Someone has probably shared with you Adam Mansbach and Ricardo Cortes’ Go the F***k to Sleep, an irreverent children’s book that perfectly captures bedtime frustrations. It’s not a book to share with children, but here are some great new books you can.
Willa Perlman’s Good Night, World (Beach Lane, ages 0-3) is reminiscent of Margaret Wise Brown’s Goodnight Moon in title, tone and even an animal to track on every page. While Brown’s bunny hero bids bonne nuit to everything in his room, Perlman’s update has a tow-headed, bunny-dragging toddler going global in his gute nachtes. Two- page spreads celebrate planets, deserts, oceans and animals with illustrations as diverse as the book’s locales and the last page of goodnights in sixteen languages.
Albert Lamb’s Tell Me the Day Backwards (Candlewick, ages 2-4) has an ingenious bedtime strategy. David McPhail’s warm illustrations show a tender Mama Bear tucking her baby in with a remembering game. Her gentle reminders prompt everything from brushing teeth in the stream to waking up from hibernation. The conversational tone is sweet, not saccharine and introduces a great technique to try.
Humor and a unique heroine enliven bedtime in Sean Taylor’s The World Champion of Staying Awake (Candlewick, ages 3-5). Stella can’t follow her father’s order to sleep because of her stuffed animals who vying for the title of “world champion of staying awake”. The poetic and resourceful Stella rocks and gets them dozing one-by-one in a book that sparkles with dialogue and a snuggly satisfying end.
Put the brakes on with two vehicular wind-down books. Sherri Duskey and Tom Lichtenheld’s Goodnight, Goodnight, Construction Site (Chronicle, ages 3-5) shows anthropomorphized, active trucks working, slowing at sunset, then sleeping as illustrations soften and rollicking rhymes quiet. What could be better than truck descriptions, changing rhythms, and trucks modeling sleep?
Hollie Durand’s Mitchell’s License (Candlewick, ages 4-6) begins: “Mitchell never ever wanted to go to bed until his dad finally said he could drive there”. The illustration shows Mitchell at 3 years, nine months and five days old wielding a license to drive….his father! The car metaphor and humor don’t end until Mitchell is plunked in bed, on the road to some sleep-driving.
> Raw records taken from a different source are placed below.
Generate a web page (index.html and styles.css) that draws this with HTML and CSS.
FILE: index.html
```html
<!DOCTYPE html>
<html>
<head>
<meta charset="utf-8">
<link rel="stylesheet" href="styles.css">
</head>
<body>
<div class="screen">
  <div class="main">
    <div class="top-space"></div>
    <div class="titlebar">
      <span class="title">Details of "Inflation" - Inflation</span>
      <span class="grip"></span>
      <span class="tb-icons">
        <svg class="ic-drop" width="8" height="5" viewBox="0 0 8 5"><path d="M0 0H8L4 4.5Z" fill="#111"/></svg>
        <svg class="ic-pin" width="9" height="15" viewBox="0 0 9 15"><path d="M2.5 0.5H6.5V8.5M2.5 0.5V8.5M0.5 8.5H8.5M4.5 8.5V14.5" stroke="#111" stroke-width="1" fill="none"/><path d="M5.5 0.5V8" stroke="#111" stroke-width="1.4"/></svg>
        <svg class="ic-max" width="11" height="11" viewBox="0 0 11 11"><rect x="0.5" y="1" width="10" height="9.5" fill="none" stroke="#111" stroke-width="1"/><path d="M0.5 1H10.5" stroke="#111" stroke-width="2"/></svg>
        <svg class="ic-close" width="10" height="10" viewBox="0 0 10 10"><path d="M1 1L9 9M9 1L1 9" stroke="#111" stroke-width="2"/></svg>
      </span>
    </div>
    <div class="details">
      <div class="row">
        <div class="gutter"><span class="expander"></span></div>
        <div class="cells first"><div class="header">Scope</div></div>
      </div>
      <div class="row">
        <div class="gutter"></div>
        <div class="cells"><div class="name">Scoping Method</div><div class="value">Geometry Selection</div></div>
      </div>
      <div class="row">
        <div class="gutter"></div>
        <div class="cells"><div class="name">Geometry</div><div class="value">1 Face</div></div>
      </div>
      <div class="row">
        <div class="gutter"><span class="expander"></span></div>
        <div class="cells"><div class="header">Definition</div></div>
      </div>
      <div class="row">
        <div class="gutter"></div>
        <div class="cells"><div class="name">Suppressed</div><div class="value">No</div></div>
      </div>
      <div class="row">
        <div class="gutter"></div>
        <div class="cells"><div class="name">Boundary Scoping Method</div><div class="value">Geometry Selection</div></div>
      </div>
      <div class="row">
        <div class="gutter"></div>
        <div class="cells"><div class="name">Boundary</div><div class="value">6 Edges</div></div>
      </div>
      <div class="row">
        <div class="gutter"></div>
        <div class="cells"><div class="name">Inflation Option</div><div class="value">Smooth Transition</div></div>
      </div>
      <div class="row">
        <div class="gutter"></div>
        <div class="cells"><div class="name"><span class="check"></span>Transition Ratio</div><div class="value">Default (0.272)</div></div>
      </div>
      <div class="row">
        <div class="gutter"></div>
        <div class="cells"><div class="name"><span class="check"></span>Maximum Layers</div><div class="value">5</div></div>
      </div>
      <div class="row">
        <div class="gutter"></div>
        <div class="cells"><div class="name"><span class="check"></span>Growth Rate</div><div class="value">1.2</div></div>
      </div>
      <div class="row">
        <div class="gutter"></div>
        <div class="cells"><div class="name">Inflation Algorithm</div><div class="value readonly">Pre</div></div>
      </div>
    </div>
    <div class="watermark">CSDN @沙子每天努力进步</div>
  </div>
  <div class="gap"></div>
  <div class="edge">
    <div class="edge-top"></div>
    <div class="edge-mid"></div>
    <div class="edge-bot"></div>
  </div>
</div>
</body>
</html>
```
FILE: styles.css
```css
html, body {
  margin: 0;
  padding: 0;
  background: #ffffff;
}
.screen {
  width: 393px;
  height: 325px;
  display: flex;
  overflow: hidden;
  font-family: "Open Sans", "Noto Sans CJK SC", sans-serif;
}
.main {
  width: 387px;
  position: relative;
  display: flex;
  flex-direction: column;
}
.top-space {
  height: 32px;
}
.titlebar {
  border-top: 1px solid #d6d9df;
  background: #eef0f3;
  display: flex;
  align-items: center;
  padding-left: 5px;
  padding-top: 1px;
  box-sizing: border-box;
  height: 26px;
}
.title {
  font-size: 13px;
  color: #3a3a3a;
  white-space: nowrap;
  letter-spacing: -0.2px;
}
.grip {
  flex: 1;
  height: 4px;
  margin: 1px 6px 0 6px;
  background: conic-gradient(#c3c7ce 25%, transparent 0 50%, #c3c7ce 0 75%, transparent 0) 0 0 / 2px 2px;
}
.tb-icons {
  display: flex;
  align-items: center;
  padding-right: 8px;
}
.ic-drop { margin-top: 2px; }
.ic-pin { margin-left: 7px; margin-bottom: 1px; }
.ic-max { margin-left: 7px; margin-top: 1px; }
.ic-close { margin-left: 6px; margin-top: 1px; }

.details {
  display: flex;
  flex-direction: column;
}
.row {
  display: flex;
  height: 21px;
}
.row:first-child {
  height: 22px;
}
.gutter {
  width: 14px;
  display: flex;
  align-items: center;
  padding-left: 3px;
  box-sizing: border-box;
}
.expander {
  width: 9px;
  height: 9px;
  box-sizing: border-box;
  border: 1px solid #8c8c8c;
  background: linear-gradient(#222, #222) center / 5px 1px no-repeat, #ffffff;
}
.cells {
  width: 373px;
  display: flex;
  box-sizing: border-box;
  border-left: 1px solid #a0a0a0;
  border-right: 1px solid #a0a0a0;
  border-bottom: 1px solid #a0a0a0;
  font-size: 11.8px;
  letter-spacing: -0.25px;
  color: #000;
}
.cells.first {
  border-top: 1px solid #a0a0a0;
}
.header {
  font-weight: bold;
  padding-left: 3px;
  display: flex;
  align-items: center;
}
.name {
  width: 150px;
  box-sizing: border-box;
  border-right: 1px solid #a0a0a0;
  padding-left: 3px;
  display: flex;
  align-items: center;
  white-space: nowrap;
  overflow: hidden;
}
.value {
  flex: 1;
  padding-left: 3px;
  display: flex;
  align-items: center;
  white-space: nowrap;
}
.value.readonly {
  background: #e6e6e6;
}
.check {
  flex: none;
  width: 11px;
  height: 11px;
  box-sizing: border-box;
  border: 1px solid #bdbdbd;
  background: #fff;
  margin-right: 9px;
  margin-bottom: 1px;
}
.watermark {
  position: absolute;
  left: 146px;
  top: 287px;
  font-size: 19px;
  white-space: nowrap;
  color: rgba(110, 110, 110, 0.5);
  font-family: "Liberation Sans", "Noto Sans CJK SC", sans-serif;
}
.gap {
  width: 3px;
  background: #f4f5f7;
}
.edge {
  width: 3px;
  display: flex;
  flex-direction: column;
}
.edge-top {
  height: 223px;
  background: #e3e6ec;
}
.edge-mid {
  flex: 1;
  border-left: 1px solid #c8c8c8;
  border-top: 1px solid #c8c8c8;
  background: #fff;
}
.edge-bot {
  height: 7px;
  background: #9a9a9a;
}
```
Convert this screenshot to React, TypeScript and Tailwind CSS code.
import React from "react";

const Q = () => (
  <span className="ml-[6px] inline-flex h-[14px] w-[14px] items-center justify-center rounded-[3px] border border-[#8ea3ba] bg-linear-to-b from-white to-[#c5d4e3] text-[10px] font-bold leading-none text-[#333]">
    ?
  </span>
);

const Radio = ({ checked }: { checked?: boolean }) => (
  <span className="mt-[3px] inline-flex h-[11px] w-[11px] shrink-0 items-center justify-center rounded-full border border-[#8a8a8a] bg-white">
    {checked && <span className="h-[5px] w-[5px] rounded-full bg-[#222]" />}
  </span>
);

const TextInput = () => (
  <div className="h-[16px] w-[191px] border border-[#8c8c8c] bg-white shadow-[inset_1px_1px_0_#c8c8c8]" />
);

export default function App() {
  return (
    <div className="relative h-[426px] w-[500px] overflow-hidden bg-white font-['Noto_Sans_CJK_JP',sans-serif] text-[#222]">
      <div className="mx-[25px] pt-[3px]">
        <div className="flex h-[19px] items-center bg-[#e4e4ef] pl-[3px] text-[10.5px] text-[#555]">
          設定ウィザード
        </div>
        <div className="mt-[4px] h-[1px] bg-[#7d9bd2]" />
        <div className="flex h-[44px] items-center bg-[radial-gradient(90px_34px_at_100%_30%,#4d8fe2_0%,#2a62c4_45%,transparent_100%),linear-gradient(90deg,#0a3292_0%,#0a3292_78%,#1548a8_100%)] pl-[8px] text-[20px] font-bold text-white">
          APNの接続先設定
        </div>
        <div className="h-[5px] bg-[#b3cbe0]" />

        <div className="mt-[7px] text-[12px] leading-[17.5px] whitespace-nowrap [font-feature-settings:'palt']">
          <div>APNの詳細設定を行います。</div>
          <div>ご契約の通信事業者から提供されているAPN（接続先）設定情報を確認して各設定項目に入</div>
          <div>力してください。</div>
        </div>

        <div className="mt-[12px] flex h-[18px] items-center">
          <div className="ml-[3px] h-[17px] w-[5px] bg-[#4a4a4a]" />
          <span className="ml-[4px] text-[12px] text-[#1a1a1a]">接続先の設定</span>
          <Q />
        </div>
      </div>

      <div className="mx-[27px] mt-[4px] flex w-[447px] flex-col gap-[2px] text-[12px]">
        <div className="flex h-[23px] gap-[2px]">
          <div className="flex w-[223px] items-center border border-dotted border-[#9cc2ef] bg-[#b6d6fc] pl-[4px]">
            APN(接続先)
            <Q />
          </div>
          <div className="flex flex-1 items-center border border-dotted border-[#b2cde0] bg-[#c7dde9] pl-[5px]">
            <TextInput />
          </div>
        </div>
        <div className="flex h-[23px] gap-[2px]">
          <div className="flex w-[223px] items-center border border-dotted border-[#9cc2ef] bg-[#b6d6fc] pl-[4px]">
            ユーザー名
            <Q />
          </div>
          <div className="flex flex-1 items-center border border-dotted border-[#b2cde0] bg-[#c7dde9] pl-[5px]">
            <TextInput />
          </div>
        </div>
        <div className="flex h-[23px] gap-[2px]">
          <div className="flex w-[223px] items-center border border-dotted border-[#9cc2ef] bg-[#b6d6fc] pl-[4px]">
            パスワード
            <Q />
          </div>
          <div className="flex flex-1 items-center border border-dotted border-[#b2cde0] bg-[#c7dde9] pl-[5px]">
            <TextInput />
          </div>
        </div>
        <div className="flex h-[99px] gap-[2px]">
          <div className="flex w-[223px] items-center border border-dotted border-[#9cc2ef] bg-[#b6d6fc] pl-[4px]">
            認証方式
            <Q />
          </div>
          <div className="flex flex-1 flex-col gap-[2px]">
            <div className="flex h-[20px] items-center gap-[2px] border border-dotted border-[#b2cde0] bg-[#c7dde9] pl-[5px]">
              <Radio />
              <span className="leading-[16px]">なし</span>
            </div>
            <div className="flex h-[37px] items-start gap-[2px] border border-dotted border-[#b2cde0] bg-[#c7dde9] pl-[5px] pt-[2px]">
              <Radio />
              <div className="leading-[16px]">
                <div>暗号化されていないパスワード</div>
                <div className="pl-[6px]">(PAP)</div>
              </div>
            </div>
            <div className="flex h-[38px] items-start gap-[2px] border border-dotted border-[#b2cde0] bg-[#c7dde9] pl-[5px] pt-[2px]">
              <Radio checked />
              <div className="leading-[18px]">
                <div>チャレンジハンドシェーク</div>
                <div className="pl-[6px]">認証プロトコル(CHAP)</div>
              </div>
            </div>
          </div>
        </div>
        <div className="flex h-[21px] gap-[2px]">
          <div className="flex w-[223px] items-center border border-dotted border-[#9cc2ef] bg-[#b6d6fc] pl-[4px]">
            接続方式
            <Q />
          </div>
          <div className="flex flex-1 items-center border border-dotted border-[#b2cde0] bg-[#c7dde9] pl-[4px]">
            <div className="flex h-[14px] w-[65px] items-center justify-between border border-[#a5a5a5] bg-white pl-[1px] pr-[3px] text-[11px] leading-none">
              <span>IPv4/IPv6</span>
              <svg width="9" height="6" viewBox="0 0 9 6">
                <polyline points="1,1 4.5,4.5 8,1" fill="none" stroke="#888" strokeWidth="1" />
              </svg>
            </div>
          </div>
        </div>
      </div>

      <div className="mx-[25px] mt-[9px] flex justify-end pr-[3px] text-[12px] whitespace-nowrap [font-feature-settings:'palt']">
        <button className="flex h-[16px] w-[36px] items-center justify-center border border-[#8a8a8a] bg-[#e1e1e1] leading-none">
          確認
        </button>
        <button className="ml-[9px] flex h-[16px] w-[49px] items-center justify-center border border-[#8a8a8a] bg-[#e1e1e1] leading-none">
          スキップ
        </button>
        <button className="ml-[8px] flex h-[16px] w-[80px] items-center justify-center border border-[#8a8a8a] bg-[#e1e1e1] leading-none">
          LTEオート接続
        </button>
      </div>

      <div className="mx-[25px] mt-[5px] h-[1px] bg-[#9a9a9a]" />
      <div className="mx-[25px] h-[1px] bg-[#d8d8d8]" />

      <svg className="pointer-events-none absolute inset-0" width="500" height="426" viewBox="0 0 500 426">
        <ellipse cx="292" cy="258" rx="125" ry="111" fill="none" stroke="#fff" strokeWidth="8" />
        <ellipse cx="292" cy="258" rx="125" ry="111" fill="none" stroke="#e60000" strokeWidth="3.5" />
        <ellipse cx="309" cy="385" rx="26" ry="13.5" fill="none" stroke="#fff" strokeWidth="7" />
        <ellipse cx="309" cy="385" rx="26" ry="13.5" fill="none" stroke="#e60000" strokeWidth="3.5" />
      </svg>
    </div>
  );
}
Ava’s the heroine of Susanna Hills’ Can’t Sleep Without Sheep (Walker, ages 4-6). Her active mind even wears out the sheep she’s counting. Exhausted, they come up with a string of replacement animals-- all are as problematic as the catapulted penguins and crane-lifted hippos. Ava solves the problem by complimenting the sheep until they tell her that she can “count” on them. The slapstick, whimsical Illustrations and the fantastical text are a dreamy blend.
Karma Wilson’s Mama, Why? (McElderry, ages 2-4) is a lullaby conversation as a sleepy polar bear cub wonders with a string of whys, all answered by his mother with magical lyricism. Simon Mendez’s illustrations are soft and glowing and lull as much as the gentle lyricism and magical imagery of sweet dreams sent on silver beams and spun from tales of twinkling stars.